Problem details> Set the listing down again in full, word for word, with the pictures left out.

Given material>
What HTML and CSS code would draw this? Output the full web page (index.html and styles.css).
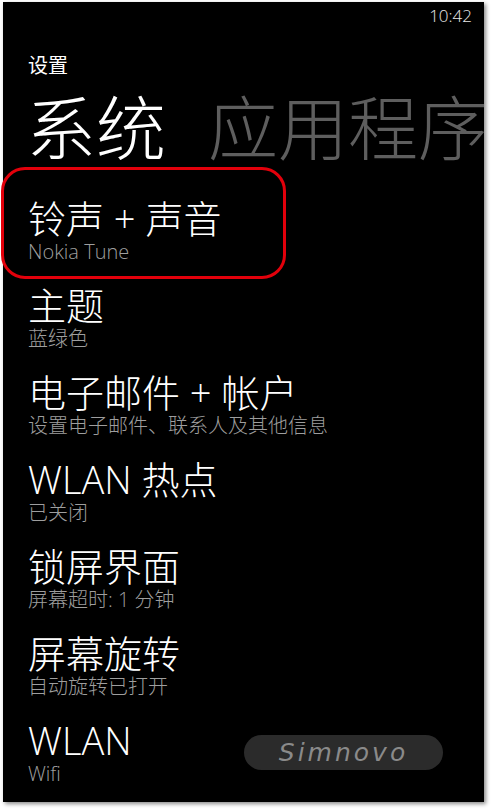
FILE: index.html
```html
<!DOCTYPE html>
<html lang="zh-CN">
<head>
<meta charset="utf-8">
<title>设置</title>
<link rel="stylesheet" href="styles.css">
</head>
<body>
<div class="phone">
  <div class="status"><span class="time">10:42</span></div>
  <div class="app-title">设置</div>
  <div class="pivot">
    <span class="pivot-item active">系统</span>
    <span class="pivot-item">应用程序</span>
  </div>
  <ul class="list">
    <li class="item"><div class="title">铃声 + 声音</div><div class="sub">Nokia Tune</div></li>
    <li class="item"><div class="title">主题</div><div class="sub">蓝绿色</div></li>
    <li class="item"><div class="title">电子邮件 + 帐户</div><div class="sub">设置电子邮件、联系人及其他信息</div></li>
    <li class="item"><div class="title">WLAN 热点</div><div class="sub">已关闭</div></li>
    <li class="item"><div class="title">锁屏界面</div><div class="sub">屏幕超时: 1 分钟</div></li>
    <li class="item"><div class="title">屏幕旋转</div><div class="sub">自动旋转已打开</div></li>
    <li class="item"><div class="title">WLAN</div><div class="sub">Wifi</div></li>
  </ul>
  <div class="watermark">Simnovo</div>
</div>
<div class="highlight"></div>
</body>
</html>
```
FILE: styles.css
```css
html, body {
  margin: 0;
  padding: 0;
  background: #ffffff;
}
body {
  position: relative;
  width: 491px;
  height: 810px;
  overflow: hidden;
  font-family: "Open Sans", "Noto Sans CJK SC", sans-serif;
}
.phone {
  position: relative;
  width: 481px;
  height: 800px;
  margin: 2px 0 0 3px;
  background: #000000;
  color: #ffffff;
  box-shadow: 2px 2px 4px rgba(0, 0, 0, 0.45);
}
.status {
  display: flex;
  justify-content: flex-end;
  height: 30px;
  padding: 4px 12px 0 0;
  box-sizing: border-box;
}
.time {
  font-size: 17px;
  line-height: 20px;
  font-weight: 300;
  color: #e8e8e8;
}
.app-title {
  margin: 21px 0 0 25px;
  font-family: "Noto Sans CJK SC", sans-serif;
  font-size: 20px;
  line-height: 24px;
  font-weight: 400;
}
.pivot {
  display: flex;
  gap: 42px;
  margin: 11px 0 0 23px;
  overflow: hidden;
  white-space: nowrap;
  font-family: "Noto Sans CJK SC", sans-serif;
  font-size: 70px;
  line-height: 74px;
  font-weight: 300;
  color: #5e5e5e;
}
.pivot-item {
  flex: none;
}
.pivot-item.active {
  color: #ffffff;
}
.list {
  list-style: none;
  margin: 36px 0 0 0;
  padding: 0 0 0 25px;
}
.item {
  padding-bottom: 20px;
}
.title {
  font-family: "Open Sans", "Noto Sans CJK SC", sans-serif;
  font-size: 38px;
  line-height: 41px;
  font-weight: 300;
  color: #ffffff;
  white-space: nowrap;
}
.sub {
  font-family: "Open Sans", "Noto Sans CJK SC", sans-serif;
  font-size: 20px;
  line-height: 26px;
  font-weight: 300;
  color: #9e9e9e;
  white-space: nowrap;
}
.watermark {
  position: absolute;
  left: 241px;
  top: 733px;
  width: 199px;
  height: 35px;
  border-radius: 18px;
  background: #2b2b2b;
  color: #8a8a8a;
  font-family: "DejaVu Sans", sans-serif;
  font-style: italic;
  font-size: 25px;
  line-height: 35px;
  letter-spacing: 3px;
  text-align: center;
}
.highlight {
  position: absolute;
  left: 1px;
  top: 167px;
  width: 279px;
  height: 106px;
  border: 3px solid #e3000b;
  border-radius: 24px;
}
```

Response to the task>
What HTML and CSS code would draw this? Output the full web page (index.html and styles.css).
FILE: index.html
```html
<!DOCTYPE html>
<html lang="zh-CN">
<head>
<meta charset="utf-8">
<title>设置</title>
<link rel="stylesheet" href="styles.css">
</head>
<body>
<div class="phone">
  <div class="status"><span class="time">10:42</span></div>
  <div class="app-title">设置</div>
  <div class="pivot">
    <span class="pivot-item active">系统</span>
    <span class="pivot-item">应用程序</span>
  </div>
  <ul class="list">
    <li class="item"><div class="title">铃声 + 声音</div><div class="sub">Nokia Tune</div></li>
    <li class="item"><div class="title">主题</div><div class="sub">蓝绿色</div></li>
    <li class="item"><div class="title">电子邮件 + 帐户</div><div class="sub">设置电子邮件、联系人及其他信息</div></li>
    <li class="item"><div class="title">WLAN 热点</div><div class="sub">已关闭</div></li>
    <li class="item"><div class="title">锁屏界面</div><div class="sub">屏幕超时: 1 分钟</div></li>
    <li class="item"><div class="title">屏幕旋转</div><div class="sub">自动旋转已打开</div></li>
    <li class="item"><div class="title">WLAN</div><div class="sub">Wifi</div></li>
  </ul>
  <div class="watermark">Simnovo</div>
</div>
<div class="highlight"></div>
</body>
</html>
```
FILE: styles.css
```css
html, body {
  margin: 0;
  padding: 0;
  background: #ffffff;
}
body {
  position: relative;
  width: 491px;
  height: 810px;
  overflow: hidden;
  font-family: "Open Sans", "Noto Sans CJK SC", sans-serif;
}
.phone {
  position: relative;
  width: 481px;
  height: 800px;
  margin: 2px 0 0 3px;
  background: #000000;
  color: #ffffff;
  box-shadow: 2px 2px 4px rgba(0, 0, 0, 0.45);
}
.status {
  display: flex;
  justify-content: flex-end;
  height: 30px;
  padding: 4px 12px 0 0;
  box-sizing: border-box;
}
.time {
  font-size: 17px;
  line-height: 20px;
  font-weight: 300;
  color: #e8e8e8;
}
.app-title {
  margin: 21px 0 0 25px;
  font-family: "Noto Sans CJK SC", sans-serif;
  font-size: 20px;
  line-height: 24px;
  font-weight: 400;
}
.pivot {
  display: flex;
  gap: 42px;
  margin: 11px 0 0 23px;
  overflow: hidden;
  white-space: nowrap;
  font-family: "Noto Sans CJK SC", sans-serif;
  font-size: 70px;
  line-height: 74px;
  font-weight: 300;
  color: #5e5e5e;
}
.pivot-item {
  flex: none;
}
.pivot-item.active {
  color: #ffffff;
}
.list {
  list-style: none;
  margin: 36px 0 0 0;
  padding: 0 0 0 25px;
}
.item {
  padding-bottom: 20px;
}
.title {
  font-family: "Open Sans", "Noto Sans CJK SC", sans-serif;
  font-size: 38px;
  line-height: 41px;
  font-weight: 300;
  color: #ffffff;
  white-space: nowrap;
}
.sub {
  font-family: "Open Sans", "Noto Sans CJK SC", sans-serif;
  font-size: 20px;
  line-height: 26px;
  font-weight: 300;
  color: #9e9e9e;
  white-space: nowrap;
}
.watermark {
  position: absolute;
  left: 241px;
  top: 733px;
  width: 199px;
  height: 35px;
  border-radius: 18px;
  background: #2b2b2b;
  color: #8a8a8a;
  font-family: "DejaVu Sans", sans-serif;
  font-style: italic;
  font-size: 25px;
  line-height: 35px;
  letter-spacing: 3px;
  text-align: center;
}
.highlight {
  position: absolute;
  left: 1px;
  top: 167px;
  width: 279px;
  height: 106px;
  border: 3px solid #e3000b;
  border-radius: 24px;
}
```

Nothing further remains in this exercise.